Zobacz nagranie wykonane przez portal Czeladz24.com:
- Wiele się zmieniło w ciągu tych dwóch lat, gdy zabrakło tych ludzi, którzy tam polegli. Bez pewnych ludzi i pewnych zespołów politycznych historia dzieje się inaczej. Bez Lecha Kaczyńskiego, bez Ani Walentynowicz, bez Olka Szczygło, bez tych ludzi, którzy tam zginęli Polska z kraju organizującego współdziałanie tego wielkiego obszaru, jakim był teren między Odrą a Kaukazem i między Morzem Bałtyckim a Morzem Czarnym stała się przedmiotem - mówił poseł PiS.
W trakcie spotkania nie obyło się bez incydentów. Elektorat Prawa i Sprawiedliwości był bardzo agresywny wobec osób, które były "podejrzane" o sympatyzowanie z inną partią. W jednej z sytuacji, gdy młody mieszkaniec Czeladzi poprosił Antoniego Macierewicza, by ten przedstawił dowody na swoje tezy, które "oskarżają demokratycznie wybrany rząd polski", nie mógł nawet dokończyć pytania, gdyż tłum zaczął wykrzykiwać w jego kierunku wulgaryzmy, następnie doszło do rękoczynów, a sytuację musiał uspokajać sam Macierewicz, który poprosił zebranych, aby nikt nie robił mu krzywdy.
Emocji nie potrafił jednak opanować współpracownik posła.
"Wyłącz kamerę! Wypad stąd, pederasto!" - zaczął krzyczeć do kamerzysty rejestrującego spotkanie.
"Bo co?" - odpowiedział kamerzysta.
"Bo gówno!" - usłyszał od agresywnego mężczyzny.
Antoni Macierewicz twierdzi, że film ukazuje zdarzenie wyrwane z kontekstu. Całe spotkanie trwało ok. trzy godziny. - Fragmenty, które widziałem, mają charakter manipulacji.
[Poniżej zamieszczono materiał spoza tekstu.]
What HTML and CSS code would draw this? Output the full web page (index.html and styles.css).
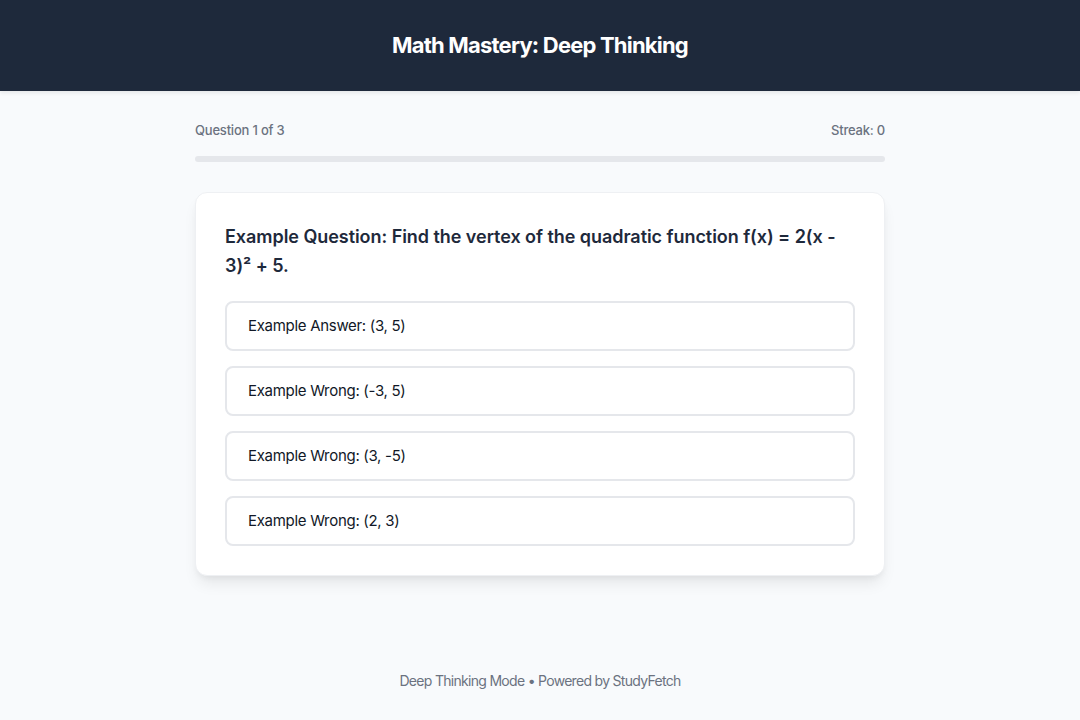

Ten człowiek zadał pytanie w całości, doprowadziłem do tego, że mógł je jeszcze raz powtórzyć, żeby nie było cienia wątpliwości, że nikt mu w zadaniu tego pytania nie przeszkadza - mówi w rozmowie z WP.PL Macierewicz. - Rozumiem, że komuś zależy na tym, żeby w ten sposób przedstawiać przebieg wydarzeń, to nie jest specjalnie uczciwe i nakręca u wielu ludzi poczucie, że są nieustannie atakowani - twierdzi Antoni Macierewicz.
Z relacji posła wynika, że pytanie zawierało nieprawdziwe stwierdzenie i to właśnie spowodowało ostrą reakcję osób obecnych na sali. - Pytanie opierało się na postulacie, by zespół, którym kieruję po partnersku podjął dyskusję z komisją pana Millera, a godzinę wcześniej, na samym początku taką deklarację złożyłem. Zaznaczałem, że jesteśmy na to gotowi w każdym momencie siąść do stołu z ekspertami strony rządowej i podjąć publiczną, otwartą dyskusję, która może trwać nawet tydzień. Możemy przedyskutować argument po argumencie, fakt po fakcie, ekspertyzę po ekspertyzie. To co jest problemem od blisko trzech lat to fakt, że strona rządowa, zamiast dyskutować i otwarcie przedstawiać dowody, ukrywa i przeinacza fakty. Jeżeli po godzinie takiego przedstawiania sprawy, występuje człowiek, który najpierw w niemiły sposób mnie oskarża, a następnie domaga się otwartego, merytorycznego postawienia sprawy, to u niektórych osób wywołało to reakcję, jakby z nich kpił. Zachował się jak ludzie, którym przedstawia się fakty,
a oni odwracają się tyłem - relacjonuje polityk PiS.
Antoni Macierewicz zaznacza, że w odniesieniu do zadającego pytanie "nietykalność cielesna nie została naruszona w żaden sposób". - Jedno czy dwa sformułowania, które tam miały miejsce, były równie niewłaściwe, jak jego zachowanie, czego oczywiście obie strony powinny unikać - mówi poseł PiS. Przyznaje, że do tej pory nie był świadkiem podobnych sytuacji.